As a settler country, Canada cannot avoid a hegemonic relation between the dominant late-comers and the subordinated First Nations. Sporadically practicing repression, assimilation, apartheid, accommodation, negotiation, and veneration; there has been no agreement on what justice looks like in this in-between space. Desiring desperately not to be hegemonic, Canada is stuck with competing land-claims, broken treaties, unfulfilled promises, incongruent legislation, and a history of practices and policies that offer little guidance for a different kind of future.

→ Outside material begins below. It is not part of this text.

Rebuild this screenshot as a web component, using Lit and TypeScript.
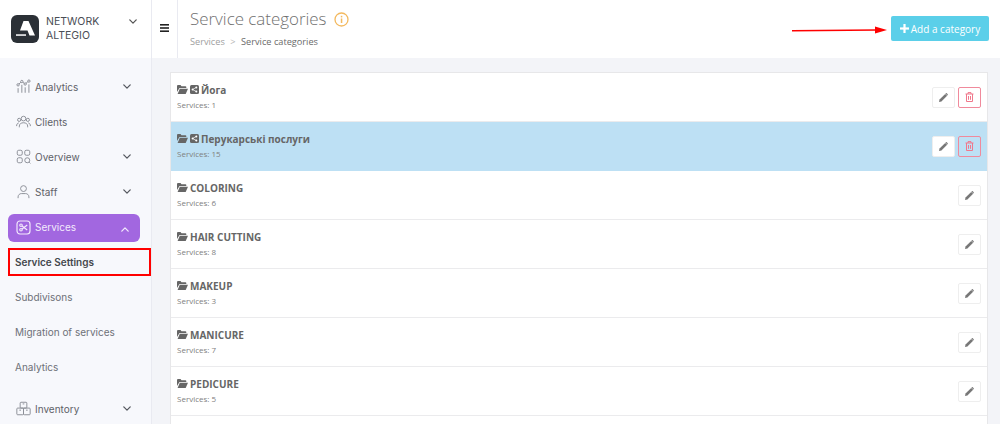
import { LitElement, html, css, svg } from "lit";
import { customElement } from "lit/decorators.js";

const chev = (up = false) => html`<svg class="chev" width="8" height="5" viewBox="0 0 10 6" fill="none" stroke="currentColor" stroke-width="1.600" stroke-linecap="round" stroke-linejoin="round"><path d="${up ? "M1 5l4-4 4 4" : "M1 1l4 4 4-4"}"/></svg>`;

const icons: Record<string, unknown> = {
  analytics: svg`<circle cx="2.500" cy="7" r="1.400"/><circle cx="7" cy="3" r="1.400"/><circle cx="11" cy="6" r="1.400"/><circle cx="15.500" cy="2.500" r="1.400"/><path d="M3.600 6l2.300-2.200M8.100 3.800l1.800 1.400M12 5.200l2.300-2M2.500 11v5.500M7 7v9.500M11 10v6.500M15.500 6.500v10"/>`,
  clients: svg`<circle cx="9" cy="5.500" r="2.800"/><circle cx="3.800" cy="7" r="1.900"/><circle cx="14.200" cy="7" r="1.900"/><path d="M4 16v-1.500C4 12 6 10.500 9 10.500s5 1.500 5 4V16M.7 14.500c0-2.200 1-3.600 2.600-3.800M17.300 14.500c0-2.200-1-3.600-2.600-3.800"/>`,
  overview: svg`<rect x="1.500" y="1.500" width="6" height="6" rx="1.800"/><rect x="10.500" y="1.500" width="6" height="6" rx="1.800"/><rect x="1.500" y="10.500" width="6" height="6" rx="1.800"/><circle cx="13.500" cy="13.500" r="3"/><path d="M15.800 15.800l1.500 1.500"/>`,
  staff: svg`<circle cx="9" cy="5.500" r="3.500"/><path d="M2.500 17v-1.500c0-2.500 2-4 4-4h5c2 0 4 1.500 4 4V17"/>`,
  inventory: svg`<rect x="5" y="1.500" width="8" height="7" rx="1"/><rect x="1" y="8.500" width="8" height="8" rx="1"/><rect x="9" y="8.500" width="8" height="8" rx="1"/><path d="M8 3.500h2M4 11h2M12 11h2"/>`,
};

const sideIcon = (n: string) => html`<svg class="nav-icon" width="15" height="15" viewBox="0 0 18 18" fill="none" stroke="currentColor" stroke-width="1.150">${icons[n]}</svg>`;

const folder = html`<svg class="fi" width="11" height="9" viewBox="0 0 11 9" fill="#666"><path d="M0 1a1 1 0 0 1 1-1h2.500l1 1.200H8.500a.8.8 0 0 1 .8.8V3H2.500L0 7z"/><path d="M2.800 3.700H11L8.700 9H.6z"/></svg>`;
const share = html`<svg class="fi" width="9" height="9" viewBox="0 0 9 9"><rect width="9" height="9" rx="1.500" fill="#666"/><g fill="#fff"><circle cx="6.300" cy="2.400" r="1"/><circle cx="6.300" cy="6.600" r="1"/><circle cx="2.600" cy="4.500" r="1"/></g><path d="M6.300 2.400L2.600 4.500l3.700 2.100" stroke="#fff" stroke-width=".7" fill="none"/></svg>`;
const pencil = html`<svg width="9" height="9" viewBox="0 0 10 10" fill="#777"><path d="M0 10l.6-2.700L6.900 1l2.100 2.100-6.300 6.300z"/><path d="M7.500.4a.9.9 0 0 1 1.200 0l.9.900a.9.9 0 0 1 0 1.200l-.3.300L7.200.7z"/></svg>`;
const trash = html`<svg width="9" height="10" viewBox="0 0 9 10" fill="none" stroke="#f0788c" stroke-width="1"><path d="M.5 2h8M3 2V.6h3V2M1.500 2v7.500h6V2M3.500 4v3.800M5.500 4v3.800"/></svg>`;

const rows = [
  { name: "Йога", n: 1, shared: true },
  { name: "Перукарські послуги", n: 15, shared: true, hl: true },
  { name: "COLORING", n: 6 },
  { name: "HAIR CUTTING", n: 8 },
  { name: "MAKEUP", n: 3 },
  { name: "MANICURE", n: 7 },
  { name: "PEDICURE", n: 5 },
  { name: "", n: -1 },
];

@customElement("app-root")
export class AppRoot extends LitElement {
  static styles = css`
    :host { display: block; width: 1000px; height: 424px; overflow: hidden; position: relative; background: #f3f4f8; font-family: "Open Sans", sans-serif; }
    .app { display: flex; height: 424px; }
    .side { width: 152px; box-sizing: border-box; flex: none; background: #f7f8fc; border-right: 1px solid #e9eaf1; font-family: Inter, sans-serif; font-size: 10px; color: #5f6268; }
    .brand { height: 58px; background: #fff; display: flex; align-items: center; padding-left: 11px; color: #4a4d55; box-sizing: border-box; }
    .logo { width: 28px; height: 28px; flex: none; margin-right: 7px; }
    .brand-name { line-height: 14.500px; font-size: 10.500px; width: 83px; }
    .brand .chev { margin-top: -15px; color: #555; }
    .nav { padding-top: 11px; display: flex; flex-direction: column; }
    .item { height: 35px; display: flex; align-items: center; padding-left: 16px; box-sizing: border-box; }
    .nav-icon { color: #8b8e96; margin-right: 4px; flex: none; }
    .item .lbl { flex: 1; }
    .item .chev { margin-right: 20px; color: #55585f; }
    .active-wrap { height: 35px; display: flex; align-items: center; padding: 2px 11px 0 8px; box-sizing: border-box; }
    .active { flex: 1; height: 28px; background: #a267e0; color: #f3eafc; border-radius: 6px; display: flex; align-items: center; padding-left: 8px; }
    .active .lbl { flex: 1; margin: -2px 0 0 4px; }
    .active .chev { margin-right: 11px; margin-top: 3px; color: #f3eafc; }
    .sub { height: 35px; display: flex; align-items: center; padding-left: 15px; color: #6e7178; }
    .sub.cur { font-weight: 600; color: #44474d; }
    .gap { height: 7px; }
    .main { flex: 1; min-width: 0; display: flex; flex-direction: column; }
    .top { height: 58px; flex: none; background: #fff; display: flex; box-sizing: border-box; }
    .burger { width: 25px; flex: none; border-right: 1px solid #e9eaf1; display: flex; align-items: center; justify-content: center; padding-bottom: 3px; }
    .burger svg { display: block; }
    .title-box { flex: 1; padding: 7px 0 0 12px; }
    .title { font-size: 16.900px; font-weight: 300; line-height: 24px; color: #707070; display: flex; align-items: center; }
    .title svg { margin-left: 8px; }
    .crumbs { font-size: 9.200px; line-height: 12px; margin-top: 5px; color: #a0a0a0; }
    .crumbs i { font-style: normal; margin: 0 5.500px; color: #b5b5b5; }
    .crumbs b { font-weight: 400; color: #6a6a6a; }
    .add { align-self: flex-start; margin: 16px 11px 0 0; height: 25px; width: 98px; background: #5bcfe9; color: #fff; border: 0; border-radius: 2px; font: 400 10px "Open Sans", sans-serif; display: flex; align-items: center; justify-content: center; gap: 2px; padding: 0; white-space: nowrap; }
    .content { flex: 1; padding: 14px 12px 0 18px; overflow: hidden; }
    .list { background: #fff; border: 1px solid #e7e7e9; border-bottom: 0; }
    .row { height: 49px; box-sizing: border-box; display: flex; align-items: center; padding: 0 6px 0 6px; border-bottom: 1px solid #ebebed; }
    .row.hl { background: #bde0f4; border-bottom-color: #bde0f4; }
    .info { flex: 1; padding-bottom: 2px; }
    .name { display: flex; align-items: center; gap: 2px; font-size: 10px; font-weight: 700; color: #666; line-height: 14px; }
    .name .fi { flex: none; }
    .count { font-size: 8px; color: #808080; line-height: 10px; margin-top: 3px; }
    .btn { width: 23px; height: 21px; box-sizing: border-box; border-radius: 2px; background: #fff; border: 1px solid #eeeeee; display: flex; align-items: center; justify-content: center; margin-left: 3px; }
    .btn.del { background: transparent; border: 1px solid #f08a9c; }
    .marker { position: absolute; left: 8px; top: 248px; width: 143px; height: 28px; box-sizing: border-box; border: 2px solid #f00; pointer-events: none; }
    .arrow { position: absolute; left: 792px; top: 24px; }
  `;

  private navItem(icon: string, label: string, hasChev = true) {
    return html`<div class="item">${sideIcon(icon)}<span class="lbl">${label}</span>${hasChev ? chev() : ""}</div>`;
  }

  render() {
    return html`
      <div class="app">
        <aside class="side">
          <div class="brand">
            <svg class="logo" viewBox="0 0 28 28"><rect width="28" height="28" rx="6" fill="#2b3036"/><path d="M12.500 6H17.500L24 20.500H18.500L16.500 15.500H9z" fill="#fff"/><path d="M5 19.300h10v1.500H5z" fill="#fff"/></svg>
            <span class="brand-name">NETWORK<br />ALTEGIO</span>
            ${chev()}
          </div>
          <nav class="nav">
            ${this.navItem("analytics", "Analytics")}
            ${this.navItem("clients", "Clients", false)}
            ${this.navItem("overview", "Overview")}
            ${this.navItem("staff", "Staff")}
            <div class="active-wrap">
              <div class="active">
                <svg width="15" height="15" viewBox="0 0 18 18" fill="none" stroke="#f3eafc" stroke-width="1.400"><rect x="1.200" y="1.200" width="15.600" height="15.600" rx="3.500"/><circle cx="6" cy="6.300" r="1.500"/><circle cx="6" cy="11.700" r="1.500"/><path d="M7.300 7.200L13.500 12M7.300 10.800L13.500 6"/></svg>
                <span class="lbl">Services</span>
                ${chev(true)}
              </div>
            </div>
            <div class="sub cur">Service Settings</div>
            <div class="sub">Subdivisons</div>
            <div class="sub">Migration of services</div>
            <div class="sub">Analytics</div>
            <div class="gap"></div>
            ${this.navItem("inventory", "Inventory")}
          </nav>
        </aside>
        <div class="main">
          <header class="top">
            <div class="burger"><svg width="9" height="8" viewBox="0 0 9 8" fill="#222"><rect width="9" height="1.600"/><rect y="3.200" width="9" height="1.600"/><rect y="6.400" width="9" height="1.600"/></svg></div>
            <div class="title-box">
              <div class="title">Service categories
                <svg width="15" height="15" viewBox="0 0 15 15" fill="none"><circle cx="7.500" cy="7.500" r="6.500" stroke="#f3b95f" stroke-width="1.300"/><rect x="6.800" y="6.500" width="1.500" height="4.500" fill="#f3b95f"/><rect x="6.800" y="3.800" width="1.500" height="1.600" fill="#f3b95f"/></svg>
              </div>
              <div class="crumbs">Services<i>&gt;</i><b>Service categories</b></div>
            </div>
            <button class="add"><svg width="9" height="9" viewBox="0 0 9 9" fill="#fff"><rect y="3.400" width="9" height="2.200"/><rect x="3.400" width="2.200" height="9"/></svg>Add a category</button>
          </header>
          <div class="content">
            <div class="list">
              ${rows.map((r) => r.n < 0 ? html`<div class="row"></div>` : html`
                <div class="row ${r.hl ? "hl" : ""}">
                  <div class="info">
                    <div class="name">${folder}${r.shared ? share : ""}<span>${r.name}</span></div>
                    <div class="count">Services: ${r.n}</div>
                  </div>
                  <div class="btn">${pencil}</div>
                  ${r.shared ? html`<div class="btn del">${trash}</div>` : ""}
                </div>`)}
            </div>
          </div>
        </div>
      </div>
      <div class="marker"></div>
      <svg class="arrow" width="100" height="12" viewBox="0 0 100 12"><path d="M0 6.700L85 6" stroke="#f00" stroke-width="1.500" fill="none"/><path d="M83 2.500L95 6 83 9.500z" fill="#f00"/></svg>
    `;
  }
}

Does the Bible give the Christian any guidance on how to define justice in our current hegemonic confusion? Although our relation to Jesus will disrupt our relation to our family, as a whole, scripture encourages the preferential treatment of parents, spouse, progeny, kin, and friends even as it calls on God’s people to give up hatred, coercion, and exploitation. The Bible condemns partiality and commends the wise and good ruler as well as those who are humble and poor. It would be helpful to read the stories of Moses, the Judges, and the Kings in relation to general hegemonic practices. We should think about Israel’s own hegemonic practices and the way the prophets condemned and condoned them.
Jesus was born in a time when there were three overlapping hegemonies at play: the Roman rulers; the Hellenic governors, and the Jewish religious leaders. His own trial and execution was played out in their various courts. He was put to death because he was supposed to be a threat to the hegemony. How do we hear and obey his teachings about justice, goodness, and love in light of the opportunities and challenges of living in these times of supposed universal justice, goodness, and love?